PJ-Schulz commented 3 years ago

Have you tried to increase the broker_commit_livelock_soft_timeout or the broker_max_poll_interval?

mavalderrama commented 3 years ago

Have you tried to increase the broker_commit_livelock_soft_timeout or the broker_max_poll_interval?

thanks, I'll try it in production

taybin commented 3 years ago

@mavalderrama Did that resolve your problem?

oneryalcin commented 3 years ago

yes I noticed this behaviour too. Anybody has a solution to this?

mavalderrama commented 3 years ago

@mavalderrama Did that resolve your problem?

I'm sorry, we changed those params to big numbers without success

oneryalcin commented 3 years ago

@mavalderrama Did that resolve your problem?

I'm sorry, we changed those params to big numbers without success

Many thanks @mavalderrama for testing it.

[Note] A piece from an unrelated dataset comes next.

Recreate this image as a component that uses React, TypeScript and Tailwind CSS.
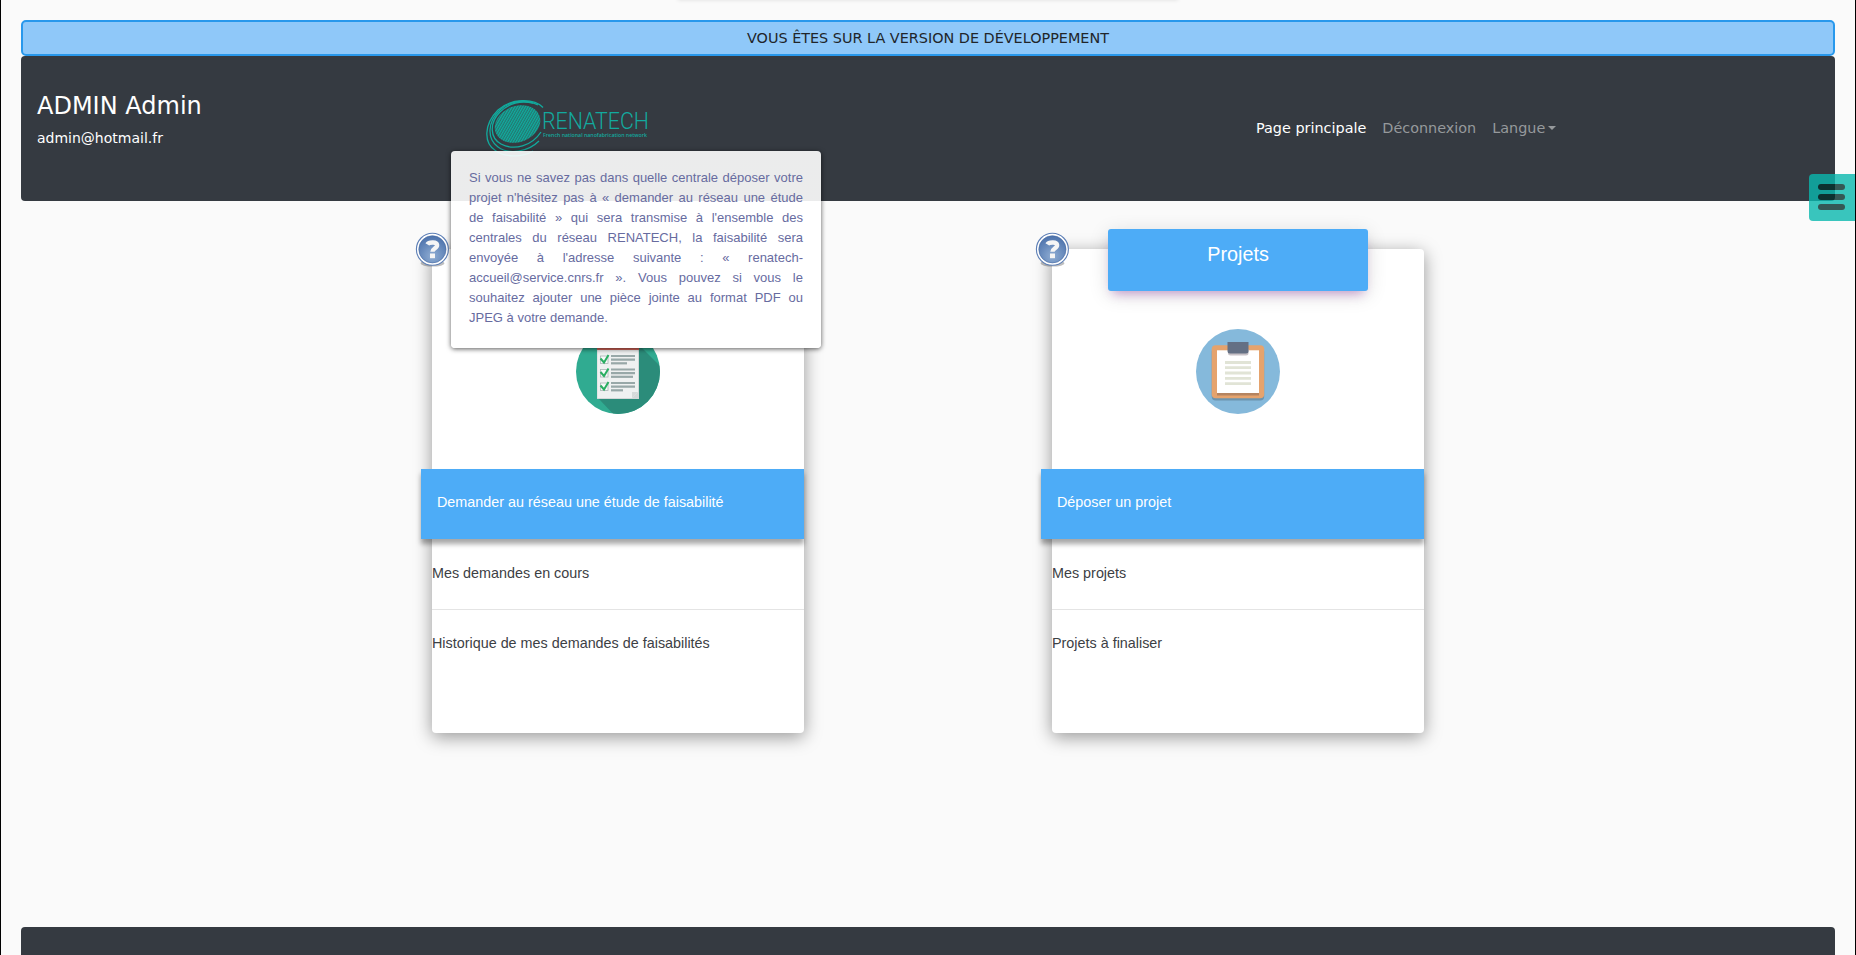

I'll try running faust in debug mode to check if I can see in logs

pikhovkin commented 2 years ago

same issue

[2022-02-17 10:08:01,225] [1] [ERROR] [^---AIOKafkaConsumerThread]: Stream stopped processing, or is slow for TP(topic='my_topic', partition=0) (last inbound 1.92 day ago). 

There are multiple possible explanations for this:

1) The processing of a single event in the stream
   is taking too long.

    The timeout for this is defined by the stream_processing_timeout setting,
    currently set to 300.0.  If you expect the time
    required to process an event, to be greater than this then please
    increase the timeout.

 2) The stream has stopped processing events for some reason.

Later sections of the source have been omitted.